▶ Problem description:
Omit all pictures, then retype the data exactly as given.
--- start of Information provided ---
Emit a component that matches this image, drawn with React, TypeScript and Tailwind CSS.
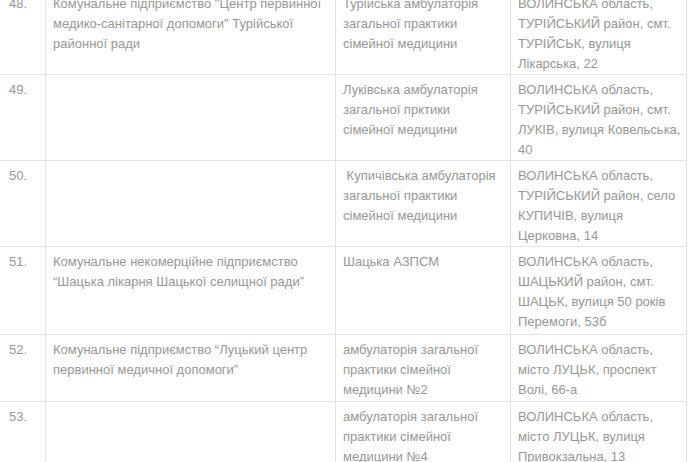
import React from 'react';

interface Clinic {
  nr: string;
  owner: string;
  name: string;
  address: string;
  h: string;
}

const rows: Clinic[] = [
  {
    nr: '48.',
    owner: 'Комунальне підприємство "Центр первинної медико-санітарної допомоги" Турійської районної ради',
    name: 'Турійська амбулаторія загальної практики сімейної медицини',
    address: 'ВОЛИНСЬКА область, ТУРІЙСЬКИЙ район, смт. ТУРІЙСЬК, вулиця Лікарська, 22',
    h: 'h-[86px]',
  },
  {
    nr: '49.',
    owner: '',
    name: 'Луківська амбулаторія загальної прктики сімейної медицини',
    address: 'ВОЛИНСЬКА область, ТУРІЙСЬКИЙ район, смт. ЛУКІВ, вулиця Ковельська, 40',
    h: 'h-[86px]',
  },
  {
    nr: '50.',
    owner: '',
    name: '\u00a0Купичівська амбулаторія загальної практики сімейної медицини',
    address: 'ВОЛИНСЬКА область, ТУРІЙСЬКИЙ район, село КУПИЧІВ, вулиця Церковна, 14',
    h: 'h-[83px]',
  },
  {
    nr: '51.',
    owner: 'Комунальне некомерційне підприємство “Шацька лікарня Шацької селищної ради”',
    name: 'Шацька АЗПСМ',
    address: 'ВОЛИНСЬКА область, ШАЦЬКИЙ район, смт. ШАЦЬК, вулиця 50 років Перемоги, 53б',
    h: 'h-[88px]',
  },
  {
    nr: '52.',
    owner: 'Комунальне підприємство “Луцький центр первинної медичної допомоги”',
    name: 'амбулаторія загальної практики сімейної медицини №2',
    address: 'ВОЛИНСЬКА область, місто ЛУЦЬК, проспект Волі, 66-а',
    h: 'h-[67px]',
  },
  {
    nr: '53.',
    owner: '',
    name: 'амбулаторія загальної практики сімейної медицини №4',
    address: 'ВОЛИНСЬКА область, місто ЛУЦЬК, вулиця Привокзальна, 13',
    h: 'h-[80px]',
  },
];

export default function App() {
  return (
    <div className="w-[689px] h-[462px] overflow-hidden bg-white font-['Liberation_Sans',Arial,sans-serif] text-[13px] leading-[20px] text-[#979797]">
      <div className="-mt-[12px]">
        <table className="table-fixed border-collapse w-[687px] -ml-px">
          <colgroup>
            <col className="w-[46px]" />
            <col className="w-[290px]" />
            <col className="w-[175px]" />
            <col className="w-[176px]" />
          </colgroup>
          <tbody>
            {rows.map((r) => (
              <tr key={r.nr} className={r.h}>
                <td className="border border-[#e3e3e3] align-top pt-[5px] pl-[9px] pr-1">{r.nr}</td>
                <td className="border border-[#e3e3e3] align-top pt-[5px] pl-[7px] pr-1">{r.owner}</td>
                <td className="border border-[#e3e3e3] align-top pt-[5px] pl-[7px] pr-[12px]">{r.name}</td>
                <td className="border border-[#e3e3e3] align-top pt-[5px] pl-[7px] pr-[2px]">{r.address}</td>
              </tr>
            ))}
          </tbody>
        </table>
      </div>
    </div>
  );
}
--- end of Information provided ---
▶ Correct output:
Emit a component that matches this image, drawn with React, TypeScript and Tailwind CSS.
import React from 'react';

interface Clinic {
  nr: string;
  owner: string;
  name: string;
  address: string;
  h: string;
}

const rows: Clinic[] = [
  {
    nr: '48.',
    owner: 'Комунальне підприємство "Центр первинної медико-санітарної допомоги" Турійської районної ради',
    name: 'Турійська амбулаторія загальної практики сімейної медицини',
    address: 'ВОЛИНСЬКА область, ТУРІЙСЬКИЙ район, смт. ТУРІЙСЬК, вулиця Лікарська, 22',
    h: 'h-[86px]',
  },
  {
    nr: '49.',
    owner: '',
    name: 'Луківська амбулаторія загальної прктики сімейної медицини',
    address: 'ВОЛИНСЬКА область, ТУРІЙСЬКИЙ район, смт. ЛУКІВ, вулиця Ковельська, 40',
    h: 'h-[86px]',
  },
  {
    nr: '50.',
    owner: '',
    name: '\u00a0Купичівська амбулаторія загальної практики сімейної медицини',
    address: 'ВОЛИНСЬКА область, ТУРІЙСЬКИЙ район, село КУПИЧІВ, вулиця Церковна, 14',
    h: 'h-[83px]',
  },
  {
    nr: '51.',
    owner: 'Комунальне некомерційне підприємство “Шацька лікарня Шацької селищної ради”',
    name: 'Шацька АЗПСМ',
    address: 'ВОЛИНСЬКА область, ШАЦЬКИЙ район, смт. ШАЦЬК, вулиця 50 років Перемоги, 53б',
    h: 'h-[88px]',
  },
  {
    nr: '52.',
    owner: 'Комунальне підприємство “Луцький центр первинної медичної допомоги”',
    name: 'амбулаторія загальної практики сімейної медицини №2',
    address: 'ВОЛИНСЬКА область, місто ЛУЦЬК, проспект Волі, 66-а',
    h: 'h-[67px]',
  },
  {
    nr: '53.',
    owner: '',
    name: 'амбулаторія загальної практики сімейної медицини №4',
    address: 'ВОЛИНСЬКА область, місто ЛУЦЬК, вулиця Привокзальна, 13',
    h: 'h-[80px]',
  },
];

export default function App() {
  return (
    <div className="w-[689px] h-[462px] overflow-hidden bg-white font-['Liberation_Sans',Arial,sans-serif] text-[13px] leading-[20px] text-[#979797]">
      <div className="-mt-[12px]">
        <table className="table-fixed border-collapse w-[687px] -ml-px">
          <colgroup>
            <col className="w-[46px]" />
            <col className="w-[290px]" />
            <col className="w-[175px]" />
            <col className="w-[176px]" />
          </colgroup>
          <tbody>
            {rows.map((r) => (
              <tr key={r.nr} className={r.h}>
                <td className="border border-[#e3e3e3] align-top pt-[5px] pl-[9px] pr-1">{r.nr}</td>
                <td className="border border-[#e3e3e3] align-top pt-[5px] pl-[7px] pr-1">{r.owner}</td>
                <td className="border border-[#e3e3e3] align-top pt-[5px] pl-[7px] pr-[12px]">{r.name}</td>
                <td className="border border-[#e3e3e3] align-top pt-[5px] pl-[7px] pr-[2px]">{r.address}</td>
              </tr>
            ))}
          </tbody>
        </table>
      </div>
    </div>
  );
}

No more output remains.